Sacrebleu library is used to compute the BLEU scores. To be consistent with Whisper, a character-level (char) tokenizer for Mandarin Chinese (cmn), Japanese (jpn), Thai (tha), Lao (lao), and Burmese (mya) is used. The default 13a tokenizer is used for other languages. Raw (unnormalized) references and predictions are used for computing the scores.
import sacrebleu
bleu_metric = sacrebleu.BLEU(tokenize=<TOKENIZER>)
bleu_score = bleu_metric.corpus_score(<PREDICTIONS>, [<REFERENCES>])
To measure the quality of the translated speech outputs, the audios are first transcribed using Whisper ASR model and BLEU score is computed on these ASR transcriptions comparing them with the ground truth text references.
Whisper large-v2 is used for non-English target languages and medium.en trained on English-only data is used for English due to its superior performance.
import whisper
model = whisper.load_model('medium.en')
model = whisper.load_model('large-v2')
To reproduce the whisper transcriptions and thereby the ASR-BLEU scores, greedy decoding is used with a preset temperature value of 0. Target language information is also passed to the whisper model.
prediction = model.transcribe(<AUDIO_PATH>, language=<LANGUAGE>, temperature=0, beam_size=1)["text"]
Whisper-normalizer is run on the ground truth and the model generated . ASR-BLEU scores are computed using sacrebleu following the same tokenization as described for S2TT.

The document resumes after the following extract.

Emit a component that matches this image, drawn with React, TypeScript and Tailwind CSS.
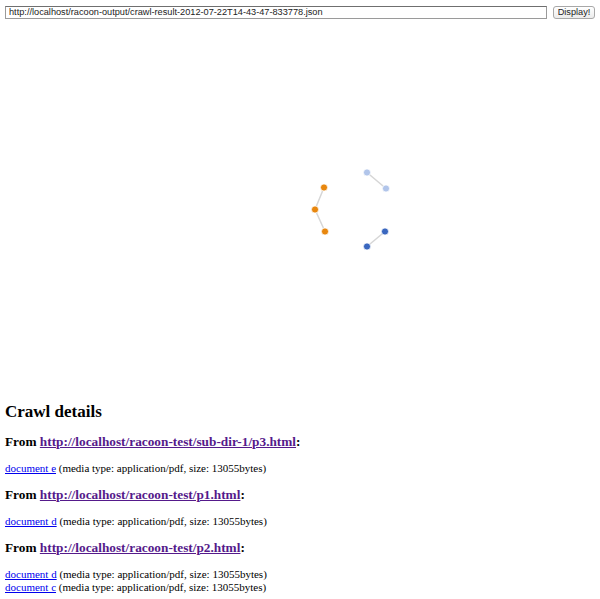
import React from 'react';

type Node = { x: number; y: number; color: string };

const nodes: Node[] = [
  { x: 324, y: 187, color: '#e8870e' },
  { x: 315, y: 209, color: '#e8870e' },
  { x: 325, y: 231, color: '#e8870e' },
  { x: 367, y: 172, color: '#b1c5ea' },
  { x: 386, y: 188, color: '#b1c5ea' },
  { x: 385, y: 231, color: '#3a67bf' },
  { x: 367, y: 246, color: '#3a67bf' },
];

const links: [number, number][] = [
  [0, 1],
  [1, 2],
  [3, 4],
  [5, 6],
];

const sections = [
  {
    from: 'http://localhost/racoon-test/sub-dir-1/p3.html',
    docs: ['document e'],
  },
  {
    from: 'http://localhost/racoon-test/p1.html',
    docs: ['document d'],
  },
  {
    from: 'http://localhost/racoon-test/p2.html',
    docs: ['document d', 'document c'],
  },
];

// force layout snapshot, coordinates are page pixels
const Graph = () => (
  <svg width={600} height={378} viewBox="0 18.5 600 378" className="block">
    {links.map(([a, b], i) => (
      <line
        key={i}
        x1={nodes[a].x}
        y1={nodes[a].y}
        x2={nodes[b].x}
        y2={nodes[b].y}
        stroke="#d6d6d6"
        strokeWidth={1.5}
      />
    ))}
    {nodes.map((n, i) => (
      <circle key={i} cx={n.x} cy={n.y} r={3.6} fill={n.color} stroke="#fff" strokeWidth={0.8} />
    ))}
  </svg>
);

export default function App() {
  return (
    <div className="min-h-screen bg-white text-black font-['Liberation_Serif',serif]">
      <div className="flex items-center gap-[6px] px-[5px] pt-[6px]">
        <input
          readOnly
          value="http://localhost/racoon-output/crawl-result-2012-07-22T14-43-47-833778.json"
          className="h-[13px] flex-1 border border-[#9a9a9a] border-t-[#6f6f6f] bg-white px-[3px] font-['Liberation_Sans',sans-serif] text-[9.2px] text-[#222] outline-none"
        />
        <button className="h-[13px] w-[42px] rounded-[3px] border border-[#a8a8a8] bg-gradient-to-b from-white to-[#ececec] font-['Liberation_Sans',sans-serif] text-[9.2px] leading-none text-[#222]">
          Display!
        </button>
      </div>

      <Graph />

      <div className="px-[5px] text-[11px] leading-[13px]">
        <h1 className="mt-[5px] mb-[12px] text-[17px] leading-[20px] font-bold">Crawl details</h1>
        {sections.map((s) => (
          <div key={s.from}>
            <h2 className="mb-[12px] text-[13.3px] leading-[16px] font-bold">
              From{' '}
              <a href="#" className="text-[#551a8b] underline">
                {s.from}
              </a>
              :
            </h2>
            <p className="mb-[12px]">
              {s.docs.map((d) => (
                <span key={d} className="block">
                  <a href="#" className="text-[#0000ee] underline">
                    {d}
                  </a>{' '}
                  (media type: application/pdf, size: 13055bytes)
                </span>
              ))}
            </p>
          </div>
        ))}
      </div>
    </div>
  );
}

from whisper_normalizer.basic import BasicTextNormalizer
normalizer = EnglishTextNormalizer() ## To be used for English
normalizer = BasicTextNormalizer() ## For non-English directions
Similar to S2TT, raw (unnormalized) references and predictions are used to compute the chrF++ scores for text-to-text translation.
import sacrebleu
chrf_metric = sacrebleu.CHRF(word_order=2)
chrf_score = chrf_metric.corpus_score(<REFERENCES>,<PREDICTIONS>)
Similar to Whisper, character-level error rate (CER) metric is used for Mandarin Chinese (cmn), Japanese (jpn), Thai (tha), Lao (lao), and Burmese (mya) languages. Word-level error rate (WER) metric is used for the remaining languages. Whisper-normalizer is applied on the ground truth and the model generated . JiWER library is used to compute these CER and WER scores.
import jiwer
wer = WER(<REFERENCES>,<PREDICTIONS>) ## WER
cer = CER(<REFERENCES>,<PREDICTIONS>) ## CER